** Written task **
Track down the lines that contain "like" and copy them.

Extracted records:
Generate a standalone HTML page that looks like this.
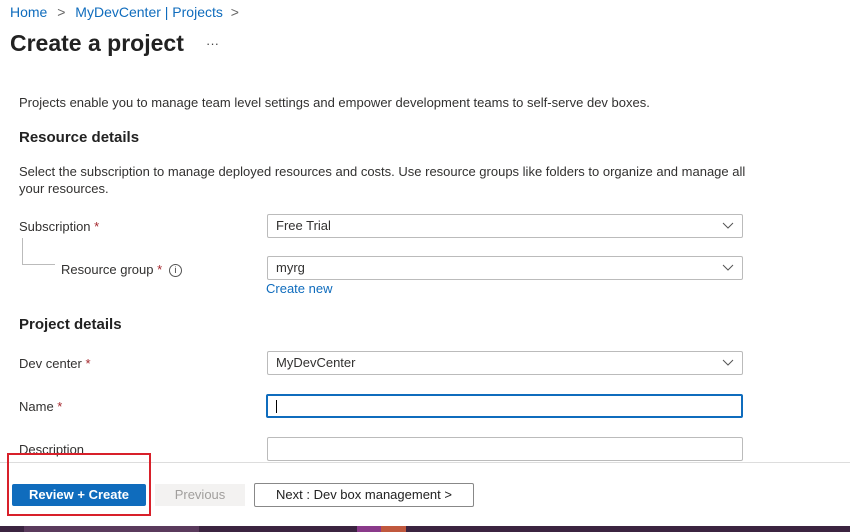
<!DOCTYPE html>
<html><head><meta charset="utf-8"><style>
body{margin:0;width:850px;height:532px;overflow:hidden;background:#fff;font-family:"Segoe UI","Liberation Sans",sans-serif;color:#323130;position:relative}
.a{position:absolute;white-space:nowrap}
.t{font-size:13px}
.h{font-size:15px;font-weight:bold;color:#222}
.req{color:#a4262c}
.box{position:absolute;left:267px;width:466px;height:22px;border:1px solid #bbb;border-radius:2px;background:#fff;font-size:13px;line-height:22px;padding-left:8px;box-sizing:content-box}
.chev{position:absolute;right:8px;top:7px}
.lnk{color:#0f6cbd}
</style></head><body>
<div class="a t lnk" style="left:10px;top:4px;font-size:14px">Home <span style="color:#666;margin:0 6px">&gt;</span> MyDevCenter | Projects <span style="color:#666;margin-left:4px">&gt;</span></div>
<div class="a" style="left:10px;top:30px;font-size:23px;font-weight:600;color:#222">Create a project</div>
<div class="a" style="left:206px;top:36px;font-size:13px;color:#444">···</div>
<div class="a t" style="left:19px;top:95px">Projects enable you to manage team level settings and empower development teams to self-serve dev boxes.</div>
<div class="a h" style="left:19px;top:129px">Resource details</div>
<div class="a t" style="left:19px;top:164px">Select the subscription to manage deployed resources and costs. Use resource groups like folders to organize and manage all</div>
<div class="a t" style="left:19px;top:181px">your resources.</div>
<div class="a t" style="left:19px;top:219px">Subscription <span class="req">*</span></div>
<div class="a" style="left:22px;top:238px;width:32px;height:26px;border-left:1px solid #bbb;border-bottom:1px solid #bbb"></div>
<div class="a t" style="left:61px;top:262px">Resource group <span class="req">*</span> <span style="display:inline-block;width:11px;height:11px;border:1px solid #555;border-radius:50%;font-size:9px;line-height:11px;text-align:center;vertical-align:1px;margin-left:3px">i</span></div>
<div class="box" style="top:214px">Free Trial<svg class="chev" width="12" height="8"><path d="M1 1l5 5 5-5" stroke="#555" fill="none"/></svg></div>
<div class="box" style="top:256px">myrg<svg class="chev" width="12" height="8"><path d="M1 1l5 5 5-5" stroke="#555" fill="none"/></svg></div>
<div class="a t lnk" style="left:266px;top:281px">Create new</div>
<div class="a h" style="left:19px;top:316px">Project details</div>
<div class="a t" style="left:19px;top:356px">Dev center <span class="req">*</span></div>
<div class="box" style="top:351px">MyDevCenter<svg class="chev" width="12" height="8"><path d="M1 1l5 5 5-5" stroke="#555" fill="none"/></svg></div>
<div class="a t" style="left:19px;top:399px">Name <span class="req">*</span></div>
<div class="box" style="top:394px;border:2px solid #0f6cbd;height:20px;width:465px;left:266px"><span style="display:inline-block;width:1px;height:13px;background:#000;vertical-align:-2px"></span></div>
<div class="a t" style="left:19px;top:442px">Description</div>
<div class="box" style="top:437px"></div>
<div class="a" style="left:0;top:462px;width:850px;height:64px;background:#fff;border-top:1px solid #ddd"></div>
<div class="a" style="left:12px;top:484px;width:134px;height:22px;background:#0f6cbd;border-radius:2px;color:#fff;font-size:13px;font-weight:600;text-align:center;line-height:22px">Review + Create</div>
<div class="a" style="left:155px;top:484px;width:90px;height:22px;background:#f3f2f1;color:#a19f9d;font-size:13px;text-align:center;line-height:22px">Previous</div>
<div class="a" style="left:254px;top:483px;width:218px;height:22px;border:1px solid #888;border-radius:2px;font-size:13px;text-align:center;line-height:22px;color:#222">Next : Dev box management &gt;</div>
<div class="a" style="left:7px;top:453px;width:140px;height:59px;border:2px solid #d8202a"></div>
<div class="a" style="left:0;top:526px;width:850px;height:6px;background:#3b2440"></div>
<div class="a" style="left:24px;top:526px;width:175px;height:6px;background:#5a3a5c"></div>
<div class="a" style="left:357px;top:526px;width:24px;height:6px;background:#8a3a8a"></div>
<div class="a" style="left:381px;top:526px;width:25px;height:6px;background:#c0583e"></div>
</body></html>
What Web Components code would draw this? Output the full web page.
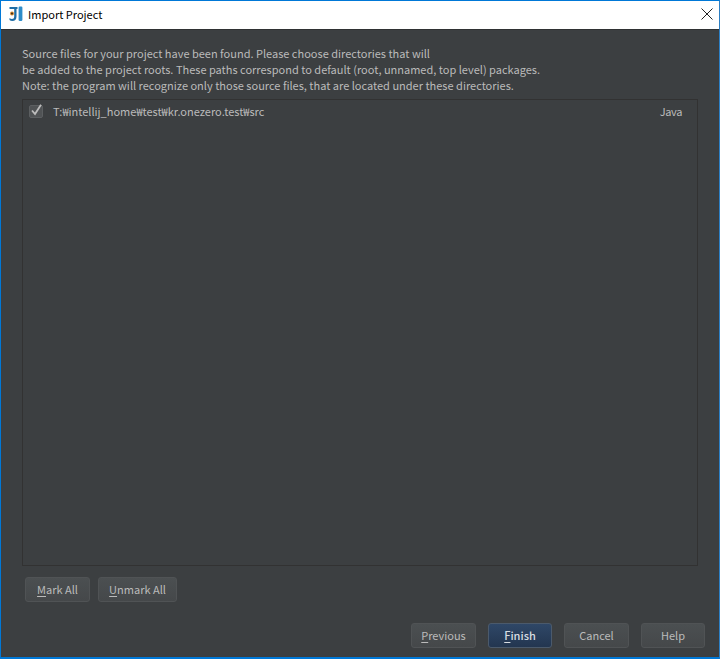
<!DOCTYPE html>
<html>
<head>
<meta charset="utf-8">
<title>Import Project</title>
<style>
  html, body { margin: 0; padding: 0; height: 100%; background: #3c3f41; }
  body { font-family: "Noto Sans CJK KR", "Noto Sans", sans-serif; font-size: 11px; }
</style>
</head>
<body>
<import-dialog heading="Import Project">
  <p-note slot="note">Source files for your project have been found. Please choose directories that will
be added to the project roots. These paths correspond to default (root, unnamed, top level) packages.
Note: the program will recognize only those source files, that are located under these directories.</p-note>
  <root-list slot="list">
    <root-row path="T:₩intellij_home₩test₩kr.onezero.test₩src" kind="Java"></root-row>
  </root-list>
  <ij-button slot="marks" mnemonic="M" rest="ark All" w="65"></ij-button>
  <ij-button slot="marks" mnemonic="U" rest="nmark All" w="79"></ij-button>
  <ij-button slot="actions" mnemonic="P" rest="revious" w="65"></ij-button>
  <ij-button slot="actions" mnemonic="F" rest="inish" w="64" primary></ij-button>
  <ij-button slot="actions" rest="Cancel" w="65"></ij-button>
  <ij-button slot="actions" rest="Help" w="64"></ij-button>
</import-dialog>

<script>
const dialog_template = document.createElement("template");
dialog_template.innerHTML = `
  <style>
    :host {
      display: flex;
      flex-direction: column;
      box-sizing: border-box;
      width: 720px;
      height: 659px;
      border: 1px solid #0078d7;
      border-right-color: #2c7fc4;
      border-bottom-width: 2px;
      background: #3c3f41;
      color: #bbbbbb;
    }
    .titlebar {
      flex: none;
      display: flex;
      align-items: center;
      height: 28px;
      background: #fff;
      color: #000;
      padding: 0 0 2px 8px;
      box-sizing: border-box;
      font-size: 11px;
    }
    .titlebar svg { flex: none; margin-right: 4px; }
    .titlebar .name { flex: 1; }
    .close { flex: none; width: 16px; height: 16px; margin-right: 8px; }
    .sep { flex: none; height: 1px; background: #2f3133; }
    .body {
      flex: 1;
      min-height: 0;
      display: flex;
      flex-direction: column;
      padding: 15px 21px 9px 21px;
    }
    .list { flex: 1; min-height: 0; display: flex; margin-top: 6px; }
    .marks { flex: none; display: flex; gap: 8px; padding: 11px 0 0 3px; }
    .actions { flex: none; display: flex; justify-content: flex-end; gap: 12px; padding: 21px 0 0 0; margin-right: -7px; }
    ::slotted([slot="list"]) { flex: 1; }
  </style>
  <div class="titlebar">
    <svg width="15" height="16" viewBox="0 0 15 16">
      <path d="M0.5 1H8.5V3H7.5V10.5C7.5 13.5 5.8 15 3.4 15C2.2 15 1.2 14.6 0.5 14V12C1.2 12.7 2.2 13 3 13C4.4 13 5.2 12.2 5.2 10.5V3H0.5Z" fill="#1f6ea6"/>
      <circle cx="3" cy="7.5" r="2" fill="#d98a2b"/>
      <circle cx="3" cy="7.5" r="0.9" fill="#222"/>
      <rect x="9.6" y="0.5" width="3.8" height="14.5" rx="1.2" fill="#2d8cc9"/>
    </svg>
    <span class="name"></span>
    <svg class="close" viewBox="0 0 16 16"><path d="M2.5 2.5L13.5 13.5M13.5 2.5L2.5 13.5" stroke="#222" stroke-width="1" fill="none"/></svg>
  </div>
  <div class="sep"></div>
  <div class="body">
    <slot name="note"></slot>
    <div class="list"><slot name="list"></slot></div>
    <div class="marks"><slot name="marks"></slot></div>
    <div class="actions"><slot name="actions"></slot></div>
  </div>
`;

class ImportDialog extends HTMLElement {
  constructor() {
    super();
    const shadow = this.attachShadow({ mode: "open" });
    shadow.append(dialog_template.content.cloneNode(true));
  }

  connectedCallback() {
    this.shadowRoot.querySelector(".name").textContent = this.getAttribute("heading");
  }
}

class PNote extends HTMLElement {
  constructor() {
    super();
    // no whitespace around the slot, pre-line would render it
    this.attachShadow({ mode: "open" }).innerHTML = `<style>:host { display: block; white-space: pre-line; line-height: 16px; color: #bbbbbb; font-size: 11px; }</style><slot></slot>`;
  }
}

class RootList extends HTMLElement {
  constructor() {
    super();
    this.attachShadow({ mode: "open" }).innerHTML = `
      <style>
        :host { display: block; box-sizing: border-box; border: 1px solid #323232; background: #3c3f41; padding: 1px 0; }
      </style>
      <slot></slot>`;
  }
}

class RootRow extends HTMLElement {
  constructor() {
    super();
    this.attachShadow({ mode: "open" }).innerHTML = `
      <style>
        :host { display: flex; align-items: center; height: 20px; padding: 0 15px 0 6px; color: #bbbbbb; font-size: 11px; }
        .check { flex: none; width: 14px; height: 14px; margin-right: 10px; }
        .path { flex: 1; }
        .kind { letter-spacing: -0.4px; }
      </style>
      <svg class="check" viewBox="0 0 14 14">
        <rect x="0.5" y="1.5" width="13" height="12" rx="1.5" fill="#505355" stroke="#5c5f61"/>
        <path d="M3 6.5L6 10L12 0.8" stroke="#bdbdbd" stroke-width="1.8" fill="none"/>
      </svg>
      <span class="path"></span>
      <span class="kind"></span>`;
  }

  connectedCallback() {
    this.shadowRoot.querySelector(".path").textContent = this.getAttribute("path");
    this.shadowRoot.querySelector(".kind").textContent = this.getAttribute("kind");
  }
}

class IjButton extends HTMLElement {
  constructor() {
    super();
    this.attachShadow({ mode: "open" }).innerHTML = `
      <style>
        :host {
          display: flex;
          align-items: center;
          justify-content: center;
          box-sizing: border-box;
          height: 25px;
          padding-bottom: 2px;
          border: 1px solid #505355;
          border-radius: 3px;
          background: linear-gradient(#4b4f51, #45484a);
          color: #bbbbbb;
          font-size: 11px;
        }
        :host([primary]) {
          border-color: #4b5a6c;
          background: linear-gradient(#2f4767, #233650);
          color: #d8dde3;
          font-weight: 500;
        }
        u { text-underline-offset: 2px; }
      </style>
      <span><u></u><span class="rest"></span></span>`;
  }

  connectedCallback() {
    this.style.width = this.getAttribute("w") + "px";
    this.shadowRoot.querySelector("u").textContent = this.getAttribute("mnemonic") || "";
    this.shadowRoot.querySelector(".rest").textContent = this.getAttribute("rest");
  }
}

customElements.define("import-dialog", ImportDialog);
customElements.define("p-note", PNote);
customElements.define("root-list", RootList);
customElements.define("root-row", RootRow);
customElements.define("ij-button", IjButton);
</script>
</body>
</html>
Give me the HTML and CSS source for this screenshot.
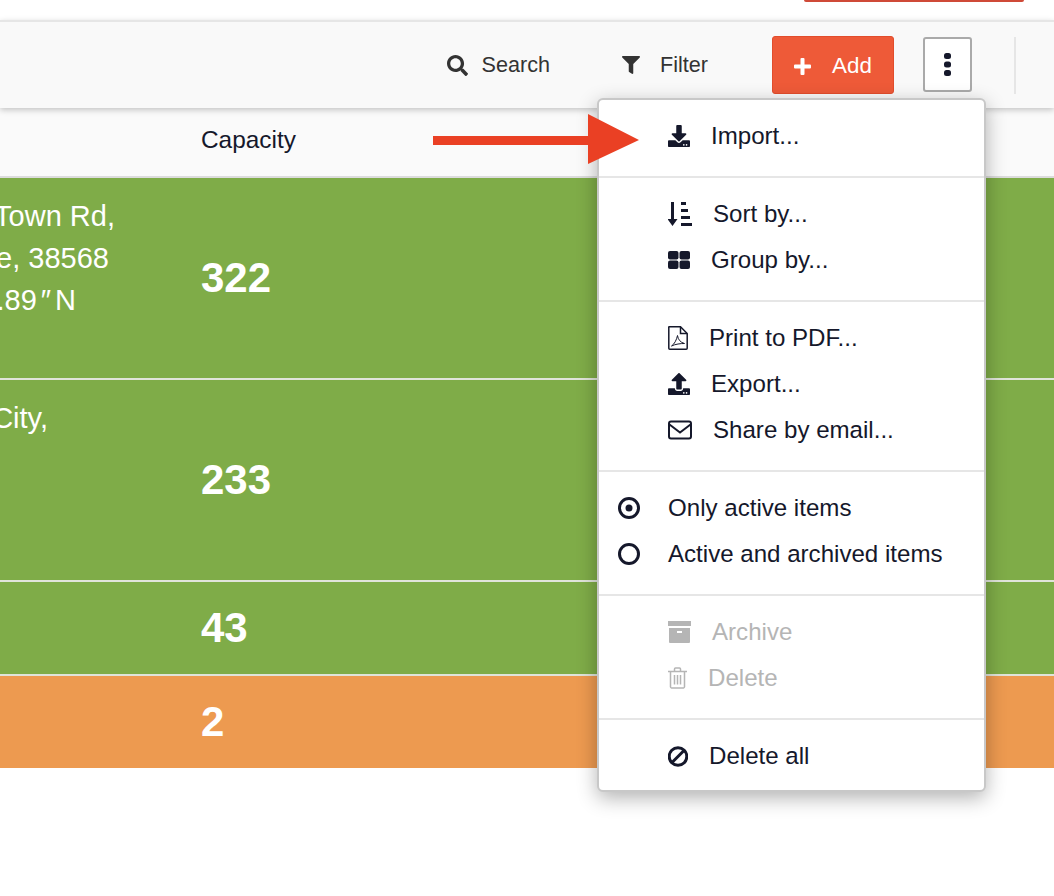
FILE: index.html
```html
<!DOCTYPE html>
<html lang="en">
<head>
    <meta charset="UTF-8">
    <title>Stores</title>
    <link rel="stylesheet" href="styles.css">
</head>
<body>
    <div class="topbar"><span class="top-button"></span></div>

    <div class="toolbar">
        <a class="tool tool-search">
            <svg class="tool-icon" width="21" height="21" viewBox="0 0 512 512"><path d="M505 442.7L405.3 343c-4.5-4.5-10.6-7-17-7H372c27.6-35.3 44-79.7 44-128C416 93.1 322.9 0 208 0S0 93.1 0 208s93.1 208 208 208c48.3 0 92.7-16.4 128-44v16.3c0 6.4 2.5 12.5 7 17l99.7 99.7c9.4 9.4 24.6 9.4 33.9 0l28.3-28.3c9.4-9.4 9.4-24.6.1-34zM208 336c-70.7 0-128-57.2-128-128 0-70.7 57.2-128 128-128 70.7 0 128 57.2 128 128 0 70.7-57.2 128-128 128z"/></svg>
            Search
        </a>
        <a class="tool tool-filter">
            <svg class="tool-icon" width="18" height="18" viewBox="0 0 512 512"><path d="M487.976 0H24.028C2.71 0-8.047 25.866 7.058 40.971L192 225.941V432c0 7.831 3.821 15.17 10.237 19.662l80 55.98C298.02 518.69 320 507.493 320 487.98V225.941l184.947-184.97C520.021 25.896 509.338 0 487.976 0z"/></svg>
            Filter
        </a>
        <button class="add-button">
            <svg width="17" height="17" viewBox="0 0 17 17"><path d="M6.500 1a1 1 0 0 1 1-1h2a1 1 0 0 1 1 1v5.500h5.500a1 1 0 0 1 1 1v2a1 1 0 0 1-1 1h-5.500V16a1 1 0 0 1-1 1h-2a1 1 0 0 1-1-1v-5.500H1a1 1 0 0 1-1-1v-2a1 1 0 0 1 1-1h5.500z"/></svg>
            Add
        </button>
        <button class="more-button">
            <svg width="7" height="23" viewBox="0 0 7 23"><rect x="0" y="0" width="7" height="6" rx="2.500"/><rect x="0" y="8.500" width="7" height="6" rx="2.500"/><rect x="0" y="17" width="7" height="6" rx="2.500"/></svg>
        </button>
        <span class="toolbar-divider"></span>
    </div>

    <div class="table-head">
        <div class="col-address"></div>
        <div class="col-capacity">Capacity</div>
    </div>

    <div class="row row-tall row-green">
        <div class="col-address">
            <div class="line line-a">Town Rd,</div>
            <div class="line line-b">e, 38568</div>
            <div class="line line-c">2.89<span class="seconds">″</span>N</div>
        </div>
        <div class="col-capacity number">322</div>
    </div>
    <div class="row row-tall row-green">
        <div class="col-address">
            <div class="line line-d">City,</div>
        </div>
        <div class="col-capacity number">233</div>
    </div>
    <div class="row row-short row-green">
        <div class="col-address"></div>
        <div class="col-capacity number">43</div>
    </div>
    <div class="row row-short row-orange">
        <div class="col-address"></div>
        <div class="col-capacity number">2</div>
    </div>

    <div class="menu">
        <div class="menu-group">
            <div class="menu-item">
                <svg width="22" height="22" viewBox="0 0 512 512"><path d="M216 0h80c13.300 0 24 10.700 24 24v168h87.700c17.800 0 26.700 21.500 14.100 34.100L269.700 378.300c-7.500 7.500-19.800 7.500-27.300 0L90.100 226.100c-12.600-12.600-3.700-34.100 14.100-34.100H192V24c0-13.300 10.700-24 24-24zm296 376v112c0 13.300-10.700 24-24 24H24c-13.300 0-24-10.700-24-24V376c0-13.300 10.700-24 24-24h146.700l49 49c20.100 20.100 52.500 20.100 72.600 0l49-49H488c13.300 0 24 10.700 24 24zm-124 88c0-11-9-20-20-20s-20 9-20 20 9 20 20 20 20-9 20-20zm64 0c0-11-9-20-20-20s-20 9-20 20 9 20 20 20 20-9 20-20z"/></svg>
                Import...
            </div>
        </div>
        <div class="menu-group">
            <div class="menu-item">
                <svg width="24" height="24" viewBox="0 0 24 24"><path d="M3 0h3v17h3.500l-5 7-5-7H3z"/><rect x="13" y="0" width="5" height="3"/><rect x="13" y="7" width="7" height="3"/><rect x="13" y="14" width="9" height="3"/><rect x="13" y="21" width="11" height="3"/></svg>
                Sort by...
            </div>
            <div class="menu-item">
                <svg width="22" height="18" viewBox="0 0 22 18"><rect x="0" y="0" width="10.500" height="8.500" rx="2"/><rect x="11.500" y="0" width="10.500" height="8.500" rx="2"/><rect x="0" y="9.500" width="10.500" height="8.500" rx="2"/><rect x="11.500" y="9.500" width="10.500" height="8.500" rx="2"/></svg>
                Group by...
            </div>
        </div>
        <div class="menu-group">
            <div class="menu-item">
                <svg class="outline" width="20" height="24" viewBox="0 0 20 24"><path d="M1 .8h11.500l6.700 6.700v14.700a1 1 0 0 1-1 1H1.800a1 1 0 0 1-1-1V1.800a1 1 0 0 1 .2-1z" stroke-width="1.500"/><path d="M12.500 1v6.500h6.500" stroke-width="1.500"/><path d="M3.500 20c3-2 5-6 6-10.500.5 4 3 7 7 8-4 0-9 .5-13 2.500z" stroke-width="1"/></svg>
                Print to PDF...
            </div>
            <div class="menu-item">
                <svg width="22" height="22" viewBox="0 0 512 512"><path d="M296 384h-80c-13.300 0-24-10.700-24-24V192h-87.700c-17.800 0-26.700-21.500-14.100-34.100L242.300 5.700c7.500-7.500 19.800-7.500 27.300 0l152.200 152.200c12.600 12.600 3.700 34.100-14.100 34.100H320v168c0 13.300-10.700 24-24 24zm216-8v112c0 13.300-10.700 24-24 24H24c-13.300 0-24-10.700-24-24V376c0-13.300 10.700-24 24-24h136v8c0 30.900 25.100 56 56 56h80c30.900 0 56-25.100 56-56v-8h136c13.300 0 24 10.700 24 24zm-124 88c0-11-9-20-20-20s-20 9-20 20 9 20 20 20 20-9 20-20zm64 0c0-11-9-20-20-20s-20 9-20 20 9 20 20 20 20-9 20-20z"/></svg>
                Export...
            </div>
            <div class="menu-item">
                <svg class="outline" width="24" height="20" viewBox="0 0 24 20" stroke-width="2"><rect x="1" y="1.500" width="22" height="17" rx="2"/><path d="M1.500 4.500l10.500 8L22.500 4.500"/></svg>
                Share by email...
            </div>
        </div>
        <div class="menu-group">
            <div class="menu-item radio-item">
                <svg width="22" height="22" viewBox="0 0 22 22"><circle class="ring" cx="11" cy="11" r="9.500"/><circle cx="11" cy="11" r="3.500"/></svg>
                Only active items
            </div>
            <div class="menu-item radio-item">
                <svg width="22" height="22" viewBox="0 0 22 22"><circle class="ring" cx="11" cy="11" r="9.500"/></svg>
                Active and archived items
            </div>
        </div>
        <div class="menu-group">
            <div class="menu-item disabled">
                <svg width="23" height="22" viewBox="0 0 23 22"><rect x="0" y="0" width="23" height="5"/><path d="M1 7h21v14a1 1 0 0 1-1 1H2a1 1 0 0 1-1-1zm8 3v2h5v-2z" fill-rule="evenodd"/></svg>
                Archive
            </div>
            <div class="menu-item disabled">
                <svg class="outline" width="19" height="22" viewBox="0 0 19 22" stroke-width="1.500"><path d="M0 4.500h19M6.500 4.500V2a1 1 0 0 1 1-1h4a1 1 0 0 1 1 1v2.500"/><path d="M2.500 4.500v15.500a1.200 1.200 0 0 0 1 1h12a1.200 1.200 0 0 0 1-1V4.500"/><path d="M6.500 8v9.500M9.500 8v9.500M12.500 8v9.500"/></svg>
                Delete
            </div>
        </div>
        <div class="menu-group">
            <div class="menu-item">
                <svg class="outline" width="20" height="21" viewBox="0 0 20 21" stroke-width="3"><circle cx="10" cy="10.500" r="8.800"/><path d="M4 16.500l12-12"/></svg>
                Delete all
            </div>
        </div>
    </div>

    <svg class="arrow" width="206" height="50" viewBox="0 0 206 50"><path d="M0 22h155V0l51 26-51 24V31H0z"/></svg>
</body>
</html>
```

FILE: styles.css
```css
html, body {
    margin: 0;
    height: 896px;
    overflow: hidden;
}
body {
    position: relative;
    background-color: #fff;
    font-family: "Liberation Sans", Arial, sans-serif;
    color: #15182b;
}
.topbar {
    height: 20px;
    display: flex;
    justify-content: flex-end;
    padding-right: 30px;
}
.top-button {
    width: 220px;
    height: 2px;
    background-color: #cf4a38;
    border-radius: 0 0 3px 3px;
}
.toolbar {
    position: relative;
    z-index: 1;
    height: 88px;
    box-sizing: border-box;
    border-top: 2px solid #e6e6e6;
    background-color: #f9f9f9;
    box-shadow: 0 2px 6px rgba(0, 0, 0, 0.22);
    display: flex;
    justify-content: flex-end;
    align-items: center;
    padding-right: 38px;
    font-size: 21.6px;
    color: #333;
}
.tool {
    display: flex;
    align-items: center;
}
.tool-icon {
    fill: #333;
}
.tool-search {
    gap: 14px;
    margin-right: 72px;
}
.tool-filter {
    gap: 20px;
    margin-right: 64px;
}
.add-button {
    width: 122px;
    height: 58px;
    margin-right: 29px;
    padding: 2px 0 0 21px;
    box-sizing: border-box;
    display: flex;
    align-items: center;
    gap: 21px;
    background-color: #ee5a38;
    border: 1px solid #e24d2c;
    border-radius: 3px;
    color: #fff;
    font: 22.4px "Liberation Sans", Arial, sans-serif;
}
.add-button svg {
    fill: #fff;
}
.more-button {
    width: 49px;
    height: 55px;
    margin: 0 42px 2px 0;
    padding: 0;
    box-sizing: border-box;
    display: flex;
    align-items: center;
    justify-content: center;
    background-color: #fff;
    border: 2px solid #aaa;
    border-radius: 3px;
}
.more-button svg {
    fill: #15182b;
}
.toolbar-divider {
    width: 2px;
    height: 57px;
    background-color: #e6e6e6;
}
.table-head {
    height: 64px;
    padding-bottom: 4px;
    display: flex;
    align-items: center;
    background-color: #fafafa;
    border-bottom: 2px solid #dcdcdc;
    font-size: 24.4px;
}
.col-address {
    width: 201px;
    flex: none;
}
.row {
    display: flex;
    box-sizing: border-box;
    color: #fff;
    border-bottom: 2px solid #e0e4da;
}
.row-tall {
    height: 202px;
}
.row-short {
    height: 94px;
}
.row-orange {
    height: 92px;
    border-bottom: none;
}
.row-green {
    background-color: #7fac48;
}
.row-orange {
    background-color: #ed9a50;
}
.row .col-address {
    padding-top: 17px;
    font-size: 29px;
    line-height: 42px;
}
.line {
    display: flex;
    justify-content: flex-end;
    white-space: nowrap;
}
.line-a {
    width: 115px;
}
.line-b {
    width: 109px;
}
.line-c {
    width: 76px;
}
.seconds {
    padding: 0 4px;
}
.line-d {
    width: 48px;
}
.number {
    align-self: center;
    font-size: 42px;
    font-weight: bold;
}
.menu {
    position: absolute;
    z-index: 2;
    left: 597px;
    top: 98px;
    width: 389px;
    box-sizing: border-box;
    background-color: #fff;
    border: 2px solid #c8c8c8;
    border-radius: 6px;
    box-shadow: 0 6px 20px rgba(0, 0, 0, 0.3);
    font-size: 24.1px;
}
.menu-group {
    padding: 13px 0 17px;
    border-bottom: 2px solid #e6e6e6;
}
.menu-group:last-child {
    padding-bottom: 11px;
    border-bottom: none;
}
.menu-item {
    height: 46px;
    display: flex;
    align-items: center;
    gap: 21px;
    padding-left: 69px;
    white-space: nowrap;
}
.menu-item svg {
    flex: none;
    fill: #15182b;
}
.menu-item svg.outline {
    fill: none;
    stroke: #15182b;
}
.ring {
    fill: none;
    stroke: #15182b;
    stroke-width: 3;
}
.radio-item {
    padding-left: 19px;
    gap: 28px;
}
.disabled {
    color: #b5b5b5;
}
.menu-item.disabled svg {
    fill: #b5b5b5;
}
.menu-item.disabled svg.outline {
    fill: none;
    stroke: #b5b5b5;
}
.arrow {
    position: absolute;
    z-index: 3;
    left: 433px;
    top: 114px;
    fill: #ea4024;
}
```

** Exercise output **
Generate a standalone HTML page that looks like this.
<div class="a t" style="left:19px;top:164px">Select the subscription to manage deployed resources and costs. Use resource groups like folders to organize and manage all</div>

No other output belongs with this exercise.